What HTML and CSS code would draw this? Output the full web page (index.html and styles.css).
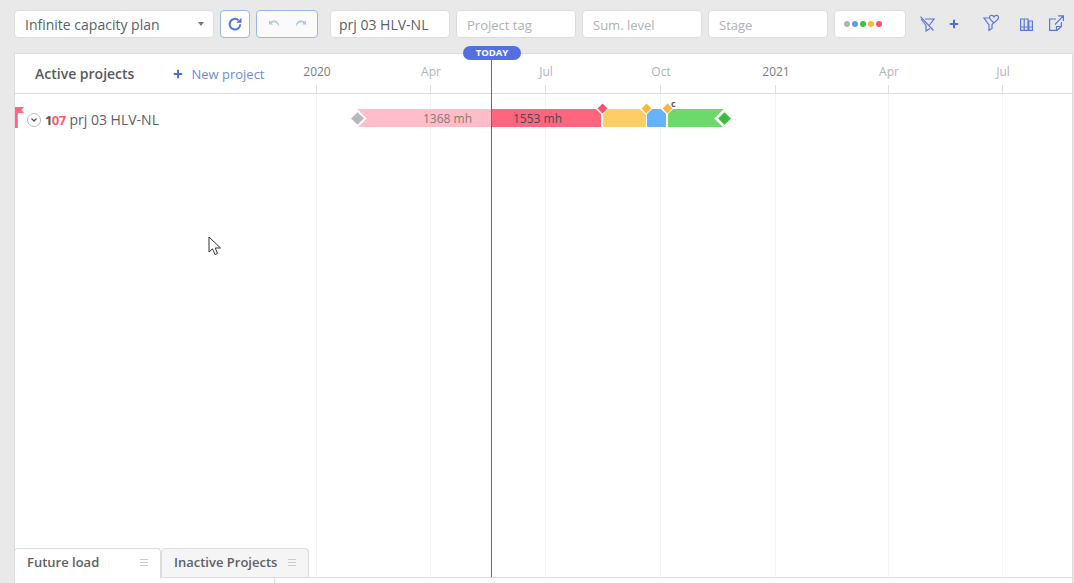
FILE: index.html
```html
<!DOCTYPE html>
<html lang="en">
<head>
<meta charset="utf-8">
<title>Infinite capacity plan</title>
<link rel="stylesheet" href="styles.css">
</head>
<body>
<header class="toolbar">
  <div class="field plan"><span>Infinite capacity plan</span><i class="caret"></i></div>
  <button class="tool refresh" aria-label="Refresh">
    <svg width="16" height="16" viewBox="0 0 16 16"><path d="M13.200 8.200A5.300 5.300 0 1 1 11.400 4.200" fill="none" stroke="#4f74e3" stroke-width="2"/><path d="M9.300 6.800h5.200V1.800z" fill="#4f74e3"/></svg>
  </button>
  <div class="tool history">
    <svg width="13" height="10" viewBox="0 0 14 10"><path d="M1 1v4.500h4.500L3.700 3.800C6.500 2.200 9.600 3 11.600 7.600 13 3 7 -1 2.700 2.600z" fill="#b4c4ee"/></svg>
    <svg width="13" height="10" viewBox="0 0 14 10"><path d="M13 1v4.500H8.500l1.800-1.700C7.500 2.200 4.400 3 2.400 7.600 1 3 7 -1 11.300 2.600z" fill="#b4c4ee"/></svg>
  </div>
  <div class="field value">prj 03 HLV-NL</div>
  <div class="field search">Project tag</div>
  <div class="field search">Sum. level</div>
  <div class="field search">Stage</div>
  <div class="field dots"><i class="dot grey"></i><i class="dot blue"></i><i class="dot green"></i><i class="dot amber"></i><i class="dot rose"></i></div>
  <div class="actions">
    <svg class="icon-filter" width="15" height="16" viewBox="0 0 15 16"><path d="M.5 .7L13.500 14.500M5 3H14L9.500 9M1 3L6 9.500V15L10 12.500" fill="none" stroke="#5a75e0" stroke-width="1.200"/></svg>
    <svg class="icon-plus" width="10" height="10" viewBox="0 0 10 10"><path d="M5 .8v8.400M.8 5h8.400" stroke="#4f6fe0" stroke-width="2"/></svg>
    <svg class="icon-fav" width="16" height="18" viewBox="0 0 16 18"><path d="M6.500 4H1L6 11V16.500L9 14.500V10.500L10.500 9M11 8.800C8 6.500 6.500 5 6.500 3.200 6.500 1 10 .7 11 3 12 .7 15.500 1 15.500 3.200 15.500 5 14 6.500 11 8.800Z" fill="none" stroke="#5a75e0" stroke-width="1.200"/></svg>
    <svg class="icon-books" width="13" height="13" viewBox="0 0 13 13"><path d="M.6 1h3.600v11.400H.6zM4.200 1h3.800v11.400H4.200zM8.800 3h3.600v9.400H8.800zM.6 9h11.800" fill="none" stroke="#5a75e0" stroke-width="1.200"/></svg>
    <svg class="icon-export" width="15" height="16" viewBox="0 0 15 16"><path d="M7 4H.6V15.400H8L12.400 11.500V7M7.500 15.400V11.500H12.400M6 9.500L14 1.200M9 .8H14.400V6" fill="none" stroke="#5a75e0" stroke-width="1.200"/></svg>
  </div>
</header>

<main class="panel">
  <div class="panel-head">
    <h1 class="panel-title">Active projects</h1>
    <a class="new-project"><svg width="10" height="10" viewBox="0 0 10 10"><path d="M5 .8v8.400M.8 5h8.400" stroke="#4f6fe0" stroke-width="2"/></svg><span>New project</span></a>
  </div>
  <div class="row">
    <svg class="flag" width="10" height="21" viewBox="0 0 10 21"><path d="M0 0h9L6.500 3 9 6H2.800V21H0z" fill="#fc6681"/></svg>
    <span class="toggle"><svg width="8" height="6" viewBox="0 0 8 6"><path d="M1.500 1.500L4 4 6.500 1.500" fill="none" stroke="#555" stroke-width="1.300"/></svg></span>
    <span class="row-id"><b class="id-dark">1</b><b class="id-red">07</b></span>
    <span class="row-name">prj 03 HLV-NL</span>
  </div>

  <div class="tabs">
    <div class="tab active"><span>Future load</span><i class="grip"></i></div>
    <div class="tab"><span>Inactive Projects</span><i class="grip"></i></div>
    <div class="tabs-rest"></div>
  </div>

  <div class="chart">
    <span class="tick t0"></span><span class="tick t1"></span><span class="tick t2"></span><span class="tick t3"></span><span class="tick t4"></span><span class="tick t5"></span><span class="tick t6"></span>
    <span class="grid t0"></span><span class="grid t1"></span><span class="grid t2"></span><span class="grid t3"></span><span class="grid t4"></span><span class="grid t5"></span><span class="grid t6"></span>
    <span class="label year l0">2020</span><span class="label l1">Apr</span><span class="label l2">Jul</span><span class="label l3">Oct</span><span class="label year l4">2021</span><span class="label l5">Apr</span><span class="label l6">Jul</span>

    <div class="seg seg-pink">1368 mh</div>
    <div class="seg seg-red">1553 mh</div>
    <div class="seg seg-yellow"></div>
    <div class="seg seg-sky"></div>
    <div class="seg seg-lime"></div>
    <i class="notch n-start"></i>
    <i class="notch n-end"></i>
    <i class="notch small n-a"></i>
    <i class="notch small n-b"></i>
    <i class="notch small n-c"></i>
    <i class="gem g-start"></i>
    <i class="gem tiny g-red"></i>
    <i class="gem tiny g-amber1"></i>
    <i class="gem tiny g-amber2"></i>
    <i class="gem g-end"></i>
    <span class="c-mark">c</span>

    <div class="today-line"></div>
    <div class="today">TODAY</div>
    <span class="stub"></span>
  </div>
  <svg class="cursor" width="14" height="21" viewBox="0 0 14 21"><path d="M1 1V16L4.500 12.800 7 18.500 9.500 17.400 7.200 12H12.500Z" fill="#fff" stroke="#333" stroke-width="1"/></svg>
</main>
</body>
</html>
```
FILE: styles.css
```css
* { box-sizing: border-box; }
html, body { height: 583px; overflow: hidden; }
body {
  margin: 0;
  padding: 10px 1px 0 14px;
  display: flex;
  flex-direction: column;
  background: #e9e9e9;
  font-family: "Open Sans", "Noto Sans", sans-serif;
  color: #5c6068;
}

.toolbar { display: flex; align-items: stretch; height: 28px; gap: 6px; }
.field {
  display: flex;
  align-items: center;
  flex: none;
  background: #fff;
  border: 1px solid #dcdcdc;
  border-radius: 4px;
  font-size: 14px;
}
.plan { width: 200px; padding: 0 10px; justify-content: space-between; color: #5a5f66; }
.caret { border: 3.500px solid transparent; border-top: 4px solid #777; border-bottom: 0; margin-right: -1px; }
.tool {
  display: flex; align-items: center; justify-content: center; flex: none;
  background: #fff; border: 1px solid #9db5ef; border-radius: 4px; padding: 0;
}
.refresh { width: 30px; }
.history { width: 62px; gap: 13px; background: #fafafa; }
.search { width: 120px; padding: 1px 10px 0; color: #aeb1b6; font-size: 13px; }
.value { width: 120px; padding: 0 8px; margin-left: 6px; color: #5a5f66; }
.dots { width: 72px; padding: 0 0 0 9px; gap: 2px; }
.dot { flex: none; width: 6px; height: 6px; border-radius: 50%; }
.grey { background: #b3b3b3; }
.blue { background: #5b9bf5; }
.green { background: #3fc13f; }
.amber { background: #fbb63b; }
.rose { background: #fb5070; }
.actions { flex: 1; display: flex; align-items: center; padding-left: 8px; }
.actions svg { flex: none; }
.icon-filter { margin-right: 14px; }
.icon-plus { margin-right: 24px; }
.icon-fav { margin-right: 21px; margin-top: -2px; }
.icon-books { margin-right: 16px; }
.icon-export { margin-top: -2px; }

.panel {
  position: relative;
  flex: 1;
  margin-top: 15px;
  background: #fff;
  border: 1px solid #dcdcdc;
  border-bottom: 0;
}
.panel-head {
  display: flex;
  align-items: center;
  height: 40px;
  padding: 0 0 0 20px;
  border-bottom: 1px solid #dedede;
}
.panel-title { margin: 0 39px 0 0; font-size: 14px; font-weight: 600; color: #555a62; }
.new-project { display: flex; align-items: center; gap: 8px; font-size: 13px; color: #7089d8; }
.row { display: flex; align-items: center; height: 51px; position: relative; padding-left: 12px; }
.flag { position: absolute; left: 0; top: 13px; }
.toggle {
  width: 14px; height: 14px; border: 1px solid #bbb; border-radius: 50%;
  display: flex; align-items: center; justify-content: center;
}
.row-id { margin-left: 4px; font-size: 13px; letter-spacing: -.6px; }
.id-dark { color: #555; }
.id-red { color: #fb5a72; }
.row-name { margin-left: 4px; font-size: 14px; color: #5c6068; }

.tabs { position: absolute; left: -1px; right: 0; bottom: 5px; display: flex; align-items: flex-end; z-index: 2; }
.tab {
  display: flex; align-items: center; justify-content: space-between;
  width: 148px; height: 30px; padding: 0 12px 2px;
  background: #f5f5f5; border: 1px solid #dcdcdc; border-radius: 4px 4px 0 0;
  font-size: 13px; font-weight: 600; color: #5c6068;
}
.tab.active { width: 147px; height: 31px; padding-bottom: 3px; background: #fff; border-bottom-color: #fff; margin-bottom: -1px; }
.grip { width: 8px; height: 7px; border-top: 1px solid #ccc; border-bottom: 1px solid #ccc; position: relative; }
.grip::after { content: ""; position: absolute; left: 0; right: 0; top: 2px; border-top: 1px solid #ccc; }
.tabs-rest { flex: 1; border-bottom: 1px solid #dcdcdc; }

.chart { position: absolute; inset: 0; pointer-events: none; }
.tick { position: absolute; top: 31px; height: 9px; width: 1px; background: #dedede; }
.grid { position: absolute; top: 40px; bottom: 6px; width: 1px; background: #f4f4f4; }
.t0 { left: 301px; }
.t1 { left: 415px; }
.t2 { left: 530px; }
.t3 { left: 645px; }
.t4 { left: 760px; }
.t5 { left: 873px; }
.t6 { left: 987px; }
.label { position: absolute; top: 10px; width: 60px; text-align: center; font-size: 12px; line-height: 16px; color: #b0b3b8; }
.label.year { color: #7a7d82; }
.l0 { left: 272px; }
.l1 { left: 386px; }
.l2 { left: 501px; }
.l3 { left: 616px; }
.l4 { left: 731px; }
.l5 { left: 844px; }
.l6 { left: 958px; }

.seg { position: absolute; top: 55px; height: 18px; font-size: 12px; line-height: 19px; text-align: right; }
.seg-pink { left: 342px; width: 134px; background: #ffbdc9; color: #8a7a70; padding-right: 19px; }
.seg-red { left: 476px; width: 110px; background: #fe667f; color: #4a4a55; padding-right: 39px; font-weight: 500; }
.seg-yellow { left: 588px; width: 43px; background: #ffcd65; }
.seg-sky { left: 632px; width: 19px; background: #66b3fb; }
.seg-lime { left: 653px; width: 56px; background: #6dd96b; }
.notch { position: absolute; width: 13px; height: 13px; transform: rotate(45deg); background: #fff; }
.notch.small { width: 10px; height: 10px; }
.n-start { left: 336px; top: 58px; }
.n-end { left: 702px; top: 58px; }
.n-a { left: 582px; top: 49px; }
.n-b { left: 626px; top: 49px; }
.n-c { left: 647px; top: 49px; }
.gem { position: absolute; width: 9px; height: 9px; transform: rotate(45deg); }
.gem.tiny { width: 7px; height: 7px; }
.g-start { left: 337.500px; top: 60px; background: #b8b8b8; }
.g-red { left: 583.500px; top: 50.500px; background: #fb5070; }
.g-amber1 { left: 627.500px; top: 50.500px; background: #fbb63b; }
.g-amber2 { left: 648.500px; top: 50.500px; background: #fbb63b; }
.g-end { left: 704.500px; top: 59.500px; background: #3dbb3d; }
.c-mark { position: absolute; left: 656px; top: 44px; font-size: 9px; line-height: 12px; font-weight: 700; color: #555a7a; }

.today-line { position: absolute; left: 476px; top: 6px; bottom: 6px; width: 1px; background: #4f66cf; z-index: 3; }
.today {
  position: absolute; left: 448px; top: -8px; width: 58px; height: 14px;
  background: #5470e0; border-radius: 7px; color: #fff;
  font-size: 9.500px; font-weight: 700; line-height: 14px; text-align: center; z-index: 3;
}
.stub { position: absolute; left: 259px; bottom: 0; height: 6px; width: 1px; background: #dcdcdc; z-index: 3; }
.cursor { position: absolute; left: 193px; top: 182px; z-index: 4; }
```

Short exercise =>
Every line holding "index" should be copied out.

Right answer =>
What HTML and CSS code would draw this? Output the full web page (index.html and styles.css).
FILE: index.html
.tabs { position: absolute; left: -1px; right: 0; bottom: 5px; display: flex; align-items: flex-end; z-index: 2; }
.today-line { position: absolute; left: 476px; top: 6px; bottom: 6px; width: 1px; background: #4f66cf; z-index: 3; }
  font-size: 9.500px; font-weight: 700; line-height: 14px; text-align: center; z-index: 3;
.stub { position: absolute; left: 259px; bottom: 0; height: 6px; width: 1px; background: #dcdcdc; z-index: 3; }
.cursor { position: absolute; left: 193px; top: 182px; z-index: 4; }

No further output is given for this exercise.